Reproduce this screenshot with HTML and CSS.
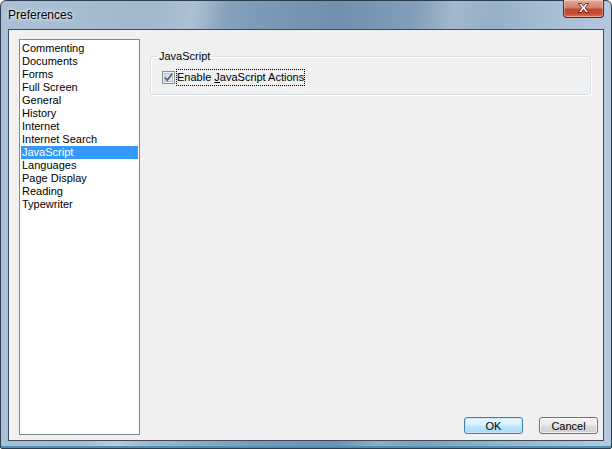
FILE: index.html
```html
<!DOCTYPE html>
<html>
<head>
<meta charset="utf-8">
<link rel="stylesheet" href="styles.css">
</head>
<body>
<div class="window">
  <div class="titlebar">
    <span class="title">Preferences</span>
    <div class="close">
      <svg width="41" height="18" viewBox="0 0 41 18">
        <path d="M15.5 4.5 L18.5 4.5 L20.5 7.2 L22.5 4.5 L25.5 4.5 L22.2 8.8 L25.8 13.5 L22.8 13.5 L20.5 10.4 L18.2 13.5 L15.2 13.5 L18.8 8.8 Z" fill="#ffffff" stroke="#5a1a12" stroke-width="0.9"/>
      </svg>
    </div>
  </div>
  <div class="client">
    <ul class="list">
      <li>Commenting</li>
      <li>Documents</li>
      <li>Forms</li>
      <li>Full Screen</li>
      <li>General</li>
      <li>History</li>
      <li>Internet</li>
      <li>Internet Search</li>
      <li class="sel">JavaScript</li>
      <li>Languages</li>
      <li>Page Display</li>
      <li>Reading</li>
      <li>Typewriter</li>
    </ul>
    <div class="pane">
      <fieldset class="group">
        <legend>JavaScript</legend>
        <div class="check-row">
          <span class="box">
            <svg width="13" height="13" viewBox="0 0 13 13">
              <rect x="0.5" y="0.5" width="12" height="12" fill="#f4f4f4" stroke="#8e8f8f"/>
              <rect x="2.5" y="2.5" width="8" height="8" fill="#dfe3e8" stroke="#b9c1cc"/>
              <path d="M3 6.5 L5.3 9.3 L10 2.8" fill="none" stroke="#3f5b85" stroke-width="1.6"/>
            </svg>
          </span>
          <span class="label">Enable <u>J</u>avaScript Actions</span>
        </div>
      </fieldset>
      <div class="buttons">
        <button class="btn default">OK</button>
        <button class="btn">Cancel</button>
      </div>
    </div>
  </div>
</div>
</body>
</html>
```
FILE: styles.css
```css
html, body {
  margin: 0;
  padding: 0;
  background: #ffffff;
}
.window {
  width: 612px;
  height: 449px;
  box-sizing: border-box;
  display: flex;
  flex-direction: column;
  padding: 0 7px 7px 7px;
  border: 1px solid #2c3e50;
  border-radius: 6px 6px 2px 2px;
  background:
    linear-gradient(100deg, rgba(255,255,255,0) 22%, rgba(255,255,255,0.25) 28%, rgba(255,255,255,0) 33%, rgba(255,255,255,0) 60%, rgba(255,255,255,0.2) 66%, rgba(255,255,255,0) 72%),
    linear-gradient(90deg, #abc0d4 0%, #a0b7cc 25%, #7f9cb9 40%, #7190af 55%, #84a0bc 70%, #a6bed3 90%, #b4c9dd 100%);
  box-shadow: inset 0 -2px 0 #4b93b3;
  font-family: "Liberation Sans", Arial, sans-serif;
}
.titlebar {
  height: 28px;
  position: relative;
  display: flex;
  align-items: center;
}
.title {
  font-size: 12px;
  color: #000;
  margin-top: 0px;
  text-shadow: 0 0 6px rgba(255,255,255,0.9), 0 0 3px rgba(255,255,255,0.8);
}
.close {
  position: absolute;
  right: 0px;
  top: -1px;
  width: 41px;
  height: 18px;
  box-sizing: border-box;
  border: 1px solid #4a2a2a;
  border-top: none;
  border-radius: 0 0 4px 4px;
  background: linear-gradient(180deg, #e6a898 0%, #d4806c 45%, #c0462c 55%, #c94b2e 80%, #e07a5a 100%);
  box-shadow: inset 0 0 0 1px rgba(255,255,255,0.35);
}
.close svg {
  position: absolute;
  left: -1px;
  top: -1px;
}
.client {
  flex: 1;
  display: flex;
  background: #f0f0f0;
  border: 1px solid #3a4b5c;
  padding: 9px 5px 5px 10px;
}
.list {
  list-style: none;
  margin: 0;
  padding: 2px 1px;
  width: 117px;
  background: #ffffff;
  border: 1px solid #828790;
  font-size: 11px;
  color: #000;
}
.list li {
  height: 13px;
  line-height: 13px;
  padding-left: 1px;
  white-space: nowrap;
}
.list li.sel {
  background: #3399ff;
  color: #ffffff;
}
.pane {
  flex: 1;
  display: flex;
  flex-direction: column;
  padding-left: 10px;
}
.group {
  margin: 11px 7px 0 0;
  padding: 0 0 8px 11px;
  border: 1px solid #d5dfe5;
  border-radius: 3px;
  font-size: 11px;
  box-shadow: 1px 1px 0 #ffffff inset, 1px 1px 0 #ffffff;
}
.group legend {
  padding: 0 2px;
  margin-left: -5px;
  color: #000;
}
.check-row {
  display: flex;
  align-items: center;
  margin-top: 7px;
}
.box {
  width: 13px;
  height: 13px;
  display: block;
}
.box svg {
  display: block;
}
.label {
  margin-left: 1px;
  padding: 2px 1px;
  outline: 1px dotted #000;
  outline-offset: -1px;
  line-height: 13px;
}
.buttons {
  margin-top: auto;
  display: flex;
  justify-content: flex-end;
  gap: 16px;
  padding-bottom: 1px;
}
.btn {
  width: 59px;
  height: 17px;
  padding: 0;
  font-family: "Liberation Sans", Arial, sans-serif;
  font-size: 11px;
  color: #000;
  border: 1px solid #707070;
  border-radius: 3px;
  background: linear-gradient(180deg, #f2f2f2 0%, #ebebeb 48%, #dddddd 52%, #cfcfcf 100%);
  box-shadow: inset 0 0 0 1px rgba(255,255,255,0.7);
}
.btn.default {
  border-color: #3c7fb1;
  background: linear-gradient(180deg, #eaf6fd 0%, #d9f0fc 48%, #bee6fd 52%, #a7d9f5 100%);
  box-shadow: inset 0 0 0 1px #c8e6f8;
}
```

========================================

WHAT TO DO:
Leave out the pictures and output the rest of the material exactly as written.

WORKED SOLUTION:
Reproduce this screenshot with HTML and CSS.
FILE: index.html
```html
<!DOCTYPE html>
<html>
<head>
<meta charset="utf-8">
<link rel="stylesheet" href="styles.css">
</head>
<body>
<div class="window">
  <div class="titlebar">
    <span class="title">Preferences</span>
    <div class="close">
      <svg width="41" height="18" viewBox="0 0 41 18">
        <path d="M15.5 4.5 L18.5 4.5 L20.5 7.2 L22.5 4.5 L25.5 4.5 L22.2 8.8 L25.8 13.5 L22.8 13.5 L20.5 10.4 L18.2 13.5 L15.2 13.5 L18.8 8.8 Z" fill="#ffffff" stroke="#5a1a12" stroke-width="0.9"/>
      </svg>
    </div>
  </div>
  <div class="client">
    <ul class="list">
      <li>Commenting</li>
      <li>Documents</li>
      <li>Forms</li>
      <li>Full Screen</li>
      <li>General</li>
      <li>History</li>
      <li>Internet</li>
      <li>Internet Search</li>
      <li class="sel">JavaScript</li>
      <li>Languages</li>
      <li>Page Display</li>
      <li>Reading</li>
      <li>Typewriter</li>
    </ul>
    <div class="pane">
      <fieldset class="group">
        <legend>JavaScript</legend>
        <div class="check-row">
          <span class="box">
            <svg width="13" height="13" viewBox="0 0 13 13">
              <rect x="0.5" y="0.5" width="12" height="12" fill="#f4f4f4" stroke="#8e8f8f"/>
              <rect x="2.5" y="2.5" width="8" height="8" fill="#dfe3e8" stroke="#b9c1cc"/>
              <path d="M3 6.5 L5.3 9.3 L10 2.8" fill="none" stroke="#3f5b85" stroke-width="1.6"/>
            </svg>
          </span>
          <span class="label">Enable <u>J</u>avaScript Actions</span>
        </div>
      </fieldset>
      <div class="buttons">
        <button class="btn default">OK</button>
        <button class="btn">Cancel</button>
      </div>
    </div>
  </div>
</div>
</body>
</html>
```
FILE: styles.css
```css
html, body {
  margin: 0;
  padding: 0;
  background: #ffffff;
}
.window {
  width: 612px;
  height: 449px;
  box-sizing: border-box;
  display: flex;
  flex-direction: column;
  padding: 0 7px 7px 7px;
  border: 1px solid #2c3e50;
  border-radius: 6px 6px 2px 2px;
  background:
    linear-gradient(100deg, rgba(255,255,255,0) 22%, rgba(255,255,255,0.25) 28%, rgba(255,255,255,0) 33%, rgba(255,255,255,0) 60%, rgba(255,255,255,0.2) 66%, rgba(255,255,255,0) 72%),
    linear-gradient(90deg, #abc0d4 0%, #a0b7cc 25%, #7f9cb9 40%, #7190af 55%, #84a0bc 70%, #a6bed3 90%, #b4c9dd 100%);
  box-shadow: inset 0 -2px 0 #4b93b3;
  font-family: "Liberation Sans", Arial, sans-serif;
}
.titlebar {
  height: 28px;
  position: relative;
  display: flex;
  align-items: center;
}
.title {
  font-size: 12px;
  color: #000;
  margin-top: 0px;
  text-shadow: 0 0 6px rgba(255,255,255,0.9), 0 0 3px rgba(255,255,255,0.8);
}
.close {
  position: absolute;
  right: 0px;
  top: -1px;
  width: 41px;
  height: 18px;
  box-sizing: border-box;
  border: 1px solid #4a2a2a;
  border-top: none;
  border-radius: 0 0 4px 4px;
  background: linear-gradient(180deg, #e6a898 0%, #d4806c 45%, #c0462c 55%, #c94b2e 80%, #e07a5a 100%);
  box-shadow: inset 0 0 0 1px rgba(255,255,255,0.35);
}
.close svg {
  position: absolute;
  left: -1px;
  top: -1px;
}
.client {
  flex: 1;
  display: flex;
  background: #f0f0f0;
  border: 1px solid #3a4b5c;
  padding: 9px 5px 5px 10px;
}
.list {
  list-style: none;
  margin: 0;
  padding: 2px 1px;
  width: 117px;
  background: #ffffff;
  border: 1px solid #828790;
  font-size: 11px;
  color: #000;
}
.list li {
  height: 13px;
  line-height: 13px;
  padding-left: 1px;
  white-space: nowrap;
}
.list li.sel {
  background: #3399ff;
  color: #ffffff;
}
.pane {
  flex: 1;
  display: flex;
  flex-direction: column;
  padding-left: 10px;
}
.group {
  margin: 11px 7px 0 0;
  padding: 0 0 8px 11px;
  border: 1px solid #d5dfe5;
  border-radius: 3px;
  font-size: 11px;
  box-shadow: 1px 1px 0 #ffffff inset, 1px 1px 0 #ffffff;
}
.group legend {
  padding: 0 2px;
  margin-left: -5px;
  color: #000;
}
.check-row {
  display: flex;
  align-items: center;
  margin-top: 7px;
}
.box {
  width: 13px;
  height: 13px;
  display: block;
}
.box svg {
  display: block;
}
.label {
  margin-left: 1px;
  padding: 2px 1px;
  outline: 1px dotted #000;
  outline-offset: -1px;
  line-height: 13px;
}
.buttons {
  margin-top: auto;
  display: flex;
  justify-content: flex-end;
  gap: 16px;
  padding-bottom: 1px;
}
.btn {
  width: 59px;
  height: 17px;
  padding: 0;
  font-family: "Liberation Sans", Arial, sans-serif;
  font-size: 11px;
  color: #000;
  border: 1px solid #707070;
  border-radius: 3px;
  background: linear-gradient(180deg, #f2f2f2 0%, #ebebeb 48%, #dddddd 52%, #cfcfcf 100%);
  box-shadow: inset 0 0 0 1px rgba(255,255,255,0.7);
}
.btn.default {
  border-color: #3c7fb1;
  background: linear-gradient(180deg, #eaf6fd 0%, #d9f0fc 48%, #bee6fd 52%, #a7d9f5 100%);
  box-shadow: inset 0 0 0 1px #c8e6f8;
}
```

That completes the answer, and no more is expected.